### [GIVEN MATERIAL]
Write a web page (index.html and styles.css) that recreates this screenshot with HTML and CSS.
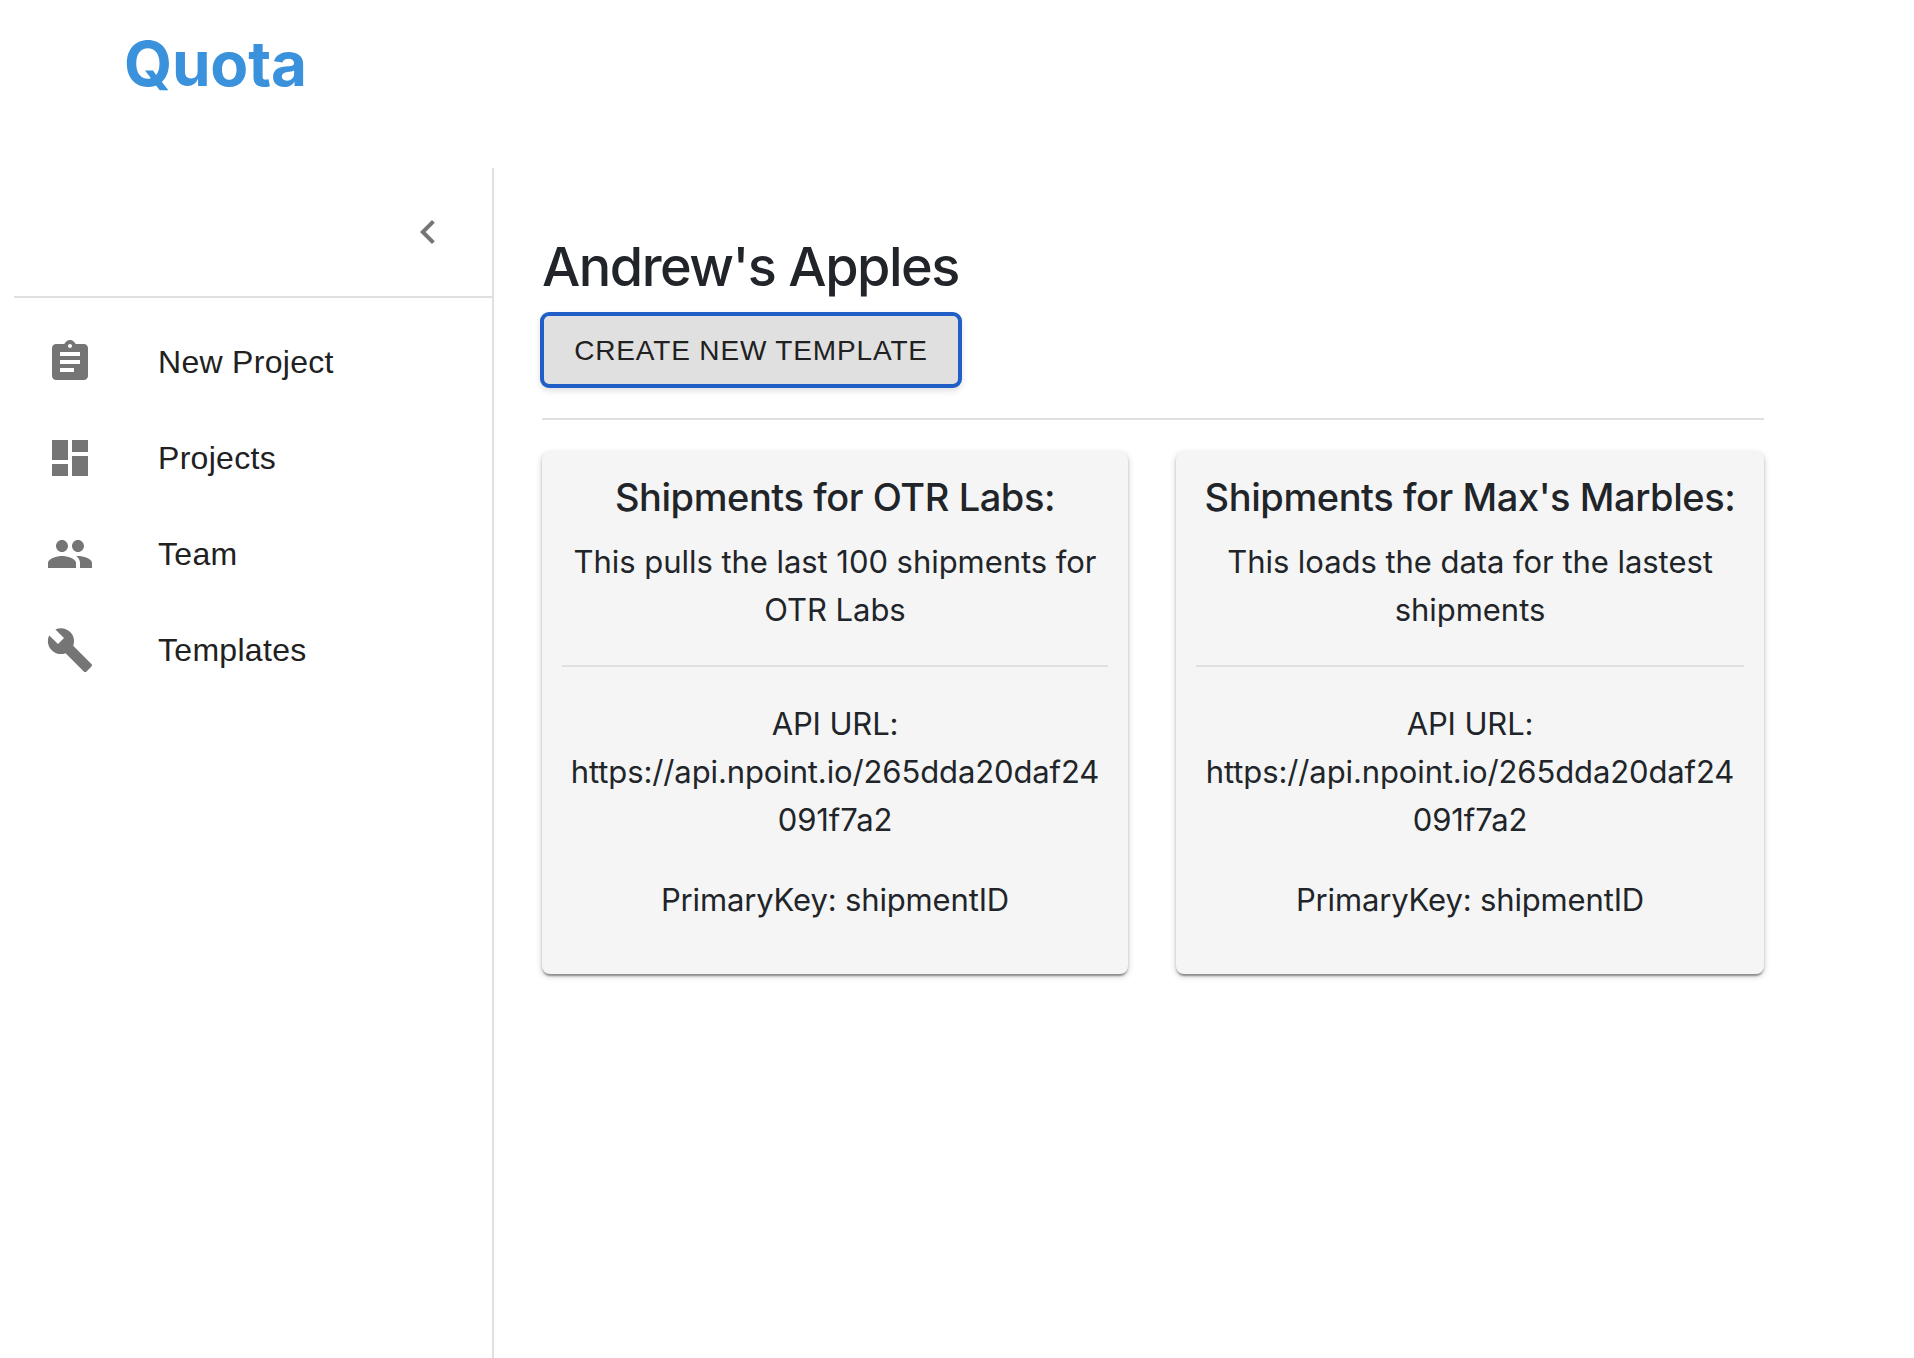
FILE: index.html
```html
<!DOCTYPE html>
<html lang="en">
<head>
<meta charset="utf-8">
<title>Quota</title>
<link rel="stylesheet" href="styles.css">
</head>
<body>
<header class="topbar"><div class="logo">Quota</div></header>
<div class="layout">
  <aside class="sidebar">
    <div class="toolbar">
      <svg class="chevron" viewBox="0 0 24 24"><path d="M15.41 7.41L14 6l-6 6 6 6 1.41-1.41L10.83 12z"/></svg>
    </div>
    <nav class="nav">
      <a class="nav-item">
        <span class="nav-icon"><svg viewBox="0 0 24 24"><path d="M19 3h-4.18C14.4 1.84 13.3 1 12 1c-1.3 0-2.4.84-2.82 2H5c-1.1 0-2 .9-2 2v14c0 1.1.9 2 2 2h14c1.1 0 2-.9 2-2V5c0-1.1-.9-2-2-2zm-7 0c.55 0 1 .45 1 1s-.45 1-1 1-1-.45-1-1 .45-1 1-1zm2 14H7v-2h7v2zm3-4H7v-2h10v2zm0-4H7V7h10v2z"/></svg></span>
        <span class="nav-label">New Project</span>
      </a>
      <a class="nav-item">
        <span class="nav-icon"><svg viewBox="0 0 24 24"><path d="M3 13h8V3H3v10zm0 8h8v-6H3v6zm10 0h8V11h-8v10zm0-18v6h8V3h-8z"/></svg></span>
        <span class="nav-label">Projects</span>
      </a>
      <a class="nav-item">
        <span class="nav-icon"><svg viewBox="0 0 24 24"><path d="M16 11c1.66 0 2.99-1.34 2.99-3S17.66 5 16 5c-1.66 0-3 1.34-3 3s1.34 3 3 3zm-8 0c1.66 0 2.99-1.34 2.99-3S9.66 5 8 5C6.34 5 5 6.34 5 8s1.34 3 3 3zm0 2c-2.33 0-7 1.17-7 3.5V19h14v-2.5c0-2.33-4.67-3.5-7-3.5zm8 0c-.29 0-.62.02-.97.05 1.16.84 1.97 1.97 1.97 3.45V19h6v-2.5c0-2.33-4.67-3.5-7-3.5z"/></svg></span>
        <span class="nav-label">Team</span>
      </a>
      <a class="nav-item">
        <span class="nav-icon"><svg viewBox="0 0 24 24"><path d="M22.7 19l-9.1-9.1c.9-2.3.4-5-1.5-6.9-2-2-5-2.4-7.4-1.3L9 6 6 9 1.6 4.7C.4 7.1.9 10.1 2.9 12.1c1.9 1.9 4.6 2.4 6.9 1.5l9.1 9.1c.4.4 1 .4 1.4 0l2.3-2.3c.5-.4.5-1.1.1-1.4z"/></svg></span>
        <span class="nav-label">Templates</span>
      </a>
    </nav>
  </aside>
  <main class="main">
    <h1 class="title">Andrew's Apples</h1>
    <button class="create-btn" type="button">Create New Template</button>
    <hr class="rule">
    <section class="cards">
      <article class="card">
        <h2 class="card-title">Shipments for OTR Labs:</h2>
        <p class="card-desc">This pulls the last 100 shipments for OTR Labs</p>
        <hr class="card-rule">
        <p class="card-url">API URL: https://api.npoint.io/265dda20daf24091f7a2</p>
        <p class="card-key">PrimaryKey: shipmentID</p>
      </article>
      <article class="card">
        <h2 class="card-title">Shipments for Max's Marbles:</h2>
        <p class="card-desc">This loads the data for the lastest shipments</p>
        <hr class="card-rule">
        <p class="card-url">API URL: https://api.npoint.io/265dda20daf24091f7a2</p>
        <p class="card-key">PrimaryKey: shipmentID</p>
      </article>
    </section>
  </main>
</div>
</body>
</html>
```
FILE: styles.css
```css
* { box-sizing: border-box; }
html, body { height: 100%; }
body {
  margin: 0;
  background: #fff;
  color: #212529;
  font-family: Inter, "Liberation Sans", sans-serif;
  overflow: hidden;
}
.topbar { height: 168px; padding: 26px 0 0 124px; }
.logo {
  font-size: 62px;
  line-height: 75px;
  font-weight: 700;
  letter-spacing: -0.2px;
  color: #3b92dc;
}
.layout { display: flex; height: 1190px; }
.sidebar {
  width: 478px;
  margin-left: 14px;
  flex: none;
  border-right: 2px solid #e0e0e0;
  box-sizing: content-box;
}
.toolbar {
  height: 130px;
  padding: 40px 40px 0 0;
  display: flex;
  justify-content: flex-end;
  align-items: flex-start;
  border-bottom: 2px solid #e0e0e0;
}
.chevron { width: 48px; height: 48px; fill: #757575; }
.nav { padding-top: 16px; }
.nav-item {
  display: flex;
  align-items: center;
  height: 96px;
  padding-left: 32px;
}
.nav-icon { width: 112px; height: 48px; flex: none; }
.nav-icon svg { width: 48px; height: 48px; fill: #757575; display: block; }
.nav-label {
  font-family: "Liberation Sans", Arial, sans-serif;
  font-size: 32px;
  line-height: 46px;
  padding-bottom: 1px;
  letter-spacing: 0.3px;
  color: #212121;
}
.main { width: 1222px; margin-left: 48px; flex: none; padding-top: 64px; }
.title {
  margin: 0;
  font-size: 54px;
  line-height: 70px;
  font-weight: 500;
  letter-spacing: -1.5px;
}
.create-btn {
  display: block;
  width: 422px;
  height: 76px;
  margin: 10px 0 0 -2px;
  padding: 2px 0 0;
  background: #e0e0e0;
  border: 4px solid #1f5fc7;
  border-radius: 9px;
  box-shadow: 0 3px 6px rgba(0,0,0,.12);
  font-family: "Liberation Sans", Arial, sans-serif;
  font-size: 28px;
  letter-spacing: 0.85px;
  text-transform: uppercase;
  color: #212121;
}
.rule { margin: 30px 0 32px; border: 0; border-top: 2px solid #e0e0e0; }
.cards { display: grid; grid-template-columns: 586fr 588fr; gap: 48px; }
.card {
  height: 522px;
  padding: 18px 20px 0;
  background: #f5f5f5;
  border-radius: 8px;
  box-shadow: 0 2px 6px rgba(0,0,0,.22), 0 2px 2px rgba(0,0,0,.2), 0 4px 2px -2px rgba(0,0,0,.2);
  text-align: center;
}
.card-title { margin: 0; font-size: 38px; line-height: 54px; font-weight: 500; letter-spacing: -0.42px; }
.card-desc { margin: 14px 0 0; font-size: 31px; line-height: 48px; letter-spacing: -0.05px; }
.card-rule { margin: 31px 0 0; border: 0; border-top: 2px solid #e0e0e0; }
.card-url { margin: 33px 0 0; padding: 0 4px; font-size: 31px; line-height: 48px; overflow-wrap: anywhere; letter-spacing: -0.12px; }
.card-key { margin: 32px 0 0; font-size: 31px; line-height: 48px; letter-spacing: -0.15px; }
```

### [DESCRIPTION OF THE TASK]
Reproduce the whole listing exactly, but not the images in it.

### [EXERCISE OUTPUT]
Write a web page (index.html and styles.css) that recreates this screenshot with HTML and CSS.
FILE: index.html
```html
<!DOCTYPE html>
<html lang="en">
<head>
<meta charset="utf-8">
<title>Quota</title>
<link rel="stylesheet" href="styles.css">
</head>
<body>
<header class="topbar"><div class="logo">Quota</div></header>
<div class="layout">
  <aside class="sidebar">
    <div class="toolbar">
      <svg class="chevron" viewBox="0 0 24 24"><path d="M15.41 7.41L14 6l-6 6 6 6 1.41-1.41L10.83 12z"/></svg>
    </div>
    <nav class="nav">
      <a class="nav-item">
        <span class="nav-icon"><svg viewBox="0 0 24 24"><path d="M19 3h-4.18C14.4 1.84 13.3 1 12 1c-1.3 0-2.4.84-2.82 2H5c-1.1 0-2 .9-2 2v14c0 1.1.9 2 2 2h14c1.1 0 2-.9 2-2V5c0-1.1-.9-2-2-2zm-7 0c.55 0 1 .45 1 1s-.45 1-1 1-1-.45-1-1 .45-1 1-1zm2 14H7v-2h7v2zm3-4H7v-2h10v2zm0-4H7V7h10v2z"/></svg></span>
        <span class="nav-label">New Project</span>
      </a>
      <a class="nav-item">
        <span class="nav-icon"><svg viewBox="0 0 24 24"><path d="M3 13h8V3H3v10zm0 8h8v-6H3v6zm10 0h8V11h-8v10zm0-18v6h8V3h-8z"/></svg></span>
        <span class="nav-label">Projects</span>
      </a>
      <a class="nav-item">
        <span class="nav-icon"><svg viewBox="0 0 24 24"><path d="M16 11c1.66 0 2.99-1.34 2.99-3S17.66 5 16 5c-1.66 0-3 1.34-3 3s1.34 3 3 3zm-8 0c1.66 0 2.99-1.34 2.99-3S9.66 5 8 5C6.34 5 5 6.34 5 8s1.34 3 3 3zm0 2c-2.33 0-7 1.17-7 3.5V19h14v-2.5c0-2.33-4.67-3.5-7-3.5zm8 0c-.29 0-.62.02-.97.05 1.16.84 1.97 1.97 1.97 3.45V19h6v-2.5c0-2.33-4.67-3.5-7-3.5z"/></svg></span>
        <span class="nav-label">Team</span>
      </a>
      <a class="nav-item">
        <span class="nav-icon"><svg viewBox="0 0 24 24"><path d="M22.7 19l-9.1-9.1c.9-2.3.4-5-1.5-6.9-2-2-5-2.4-7.4-1.3L9 6 6 9 1.6 4.7C.4 7.1.9 10.1 2.9 12.1c1.9 1.9 4.6 2.4 6.9 1.5l9.1 9.1c.4.4 1 .4 1.4 0l2.3-2.3c.5-.4.5-1.1.1-1.4z"/></svg></span>
        <span class="nav-label">Templates</span>
      </a>
    </nav>
  </aside>
  <main class="main">
    <h1 class="title">Andrew's Apples</h1>
    <button class="create-btn" type="button">Create New Template</button>
    <hr class="rule">
    <section class="cards">
      <article class="card">
        <h2 class="card-title">Shipments for OTR Labs:</h2>
        <p class="card-desc">This pulls the last 100 shipments for OTR Labs</p>
        <hr class="card-rule">
        <p class="card-url">API URL: https://api.npoint.io/265dda20daf24091f7a2</p>
        <p class="card-key">PrimaryKey: shipmentID</p>
      </article>
      <article class="card">
        <h2 class="card-title">Shipments for Max's Marbles:</h2>
        <p class="card-desc">This loads the data for the lastest shipments</p>
        <hr class="card-rule">
        <p class="card-url">API URL: https://api.npoint.io/265dda20daf24091f7a2</p>
        <p class="card-key">PrimaryKey: shipmentID</p>
      </article>
    </section>
  </main>
</div>
</body>
</html>
```
FILE: styles.css
```css
* { box-sizing: border-box; }
html, body { height: 100%; }
body {
  margin: 0;
  background: #fff;
  color: #212529;
  font-family: Inter, "Liberation Sans", sans-serif;
  overflow: hidden;
}
.topbar { height: 168px; padding: 26px 0 0 124px; }
.logo {
  font-size: 62px;
  line-height: 75px;
  font-weight: 700;
  letter-spacing: -0.2px;
  color: #3b92dc;
}
.layout { display: flex; height: 1190px; }
.sidebar {
  width: 478px;
  margin-left: 14px;
  flex: none;
  border-right: 2px solid #e0e0e0;
  box-sizing: content-box;
}
.toolbar {
  height: 130px;
  padding: 40px 40px 0 0;
  display: flex;
  justify-content: flex-end;
  align-items: flex-start;
  border-bottom: 2px solid #e0e0e0;
}
.chevron { width: 48px; height: 48px; fill: #757575; }
.nav { padding-top: 16px; }
.nav-item {
  display: flex;
  align-items: center;
  height: 96px;
  padding-left: 32px;
}
.nav-icon { width: 112px; height: 48px; flex: none; }
.nav-icon svg { width: 48px; height: 48px; fill: #757575; display: block; }
.nav-label {
  font-family: "Liberation Sans", Arial, sans-serif;
  font-size: 32px;
  line-height: 46px;
  padding-bottom: 1px;
  letter-spacing: 0.3px;
  color: #212121;
}
.main { width: 1222px; margin-left: 48px; flex: none; padding-top: 64px; }
.title {
  margin: 0;
  font-size: 54px;
  line-height: 70px;
  font-weight: 500;
  letter-spacing: -1.5px;
}
.create-btn {
  display: block;
  width: 422px;
  height: 76px;
  margin: 10px 0 0 -2px;
  padding: 2px 0 0;
  background: #e0e0e0;
  border: 4px solid #1f5fc7;
  border-radius: 9px;
  box-shadow: 0 3px 6px rgba(0,0,0,.12);
  font-family: "Liberation Sans", Arial, sans-serif;
  font-size: 28px;
  letter-spacing: 0.85px;
  text-transform: uppercase;
  color: #212121;
}
.rule { margin: 30px 0 32px; border: 0; border-top: 2px solid #e0e0e0; }
.cards { display: grid; grid-template-columns: 586fr 588fr; gap: 48px; }
.card {
  height: 522px;
  padding: 18px 20px 0;
  background: #f5f5f5;
  border-radius: 8px;
  box-shadow: 0 2px 6px rgba(0,0,0,.22), 0 2px 2px rgba(0,0,0,.2), 0 4px 2px -2px rgba(0,0,0,.2);
  text-align: center;
}
.card-title { margin: 0; font-size: 38px; line-height: 54px; font-weight: 500; letter-spacing: -0.42px; }
.card-desc { margin: 14px 0 0; font-size: 31px; line-height: 48px; letter-spacing: -0.05px; }
.card-rule { margin: 31px 0 0; border: 0; border-top: 2px solid #e0e0e0; }
.card-url { margin: 33px 0 0; padding: 0 4px; font-size: 31px; line-height: 48px; overflow-wrap: anywhere; letter-spacing: -0.12px; }
.card-key { margin: 32px 0 0; font-size: 31px; line-height: 48px; letter-spacing: -0.15px; }
```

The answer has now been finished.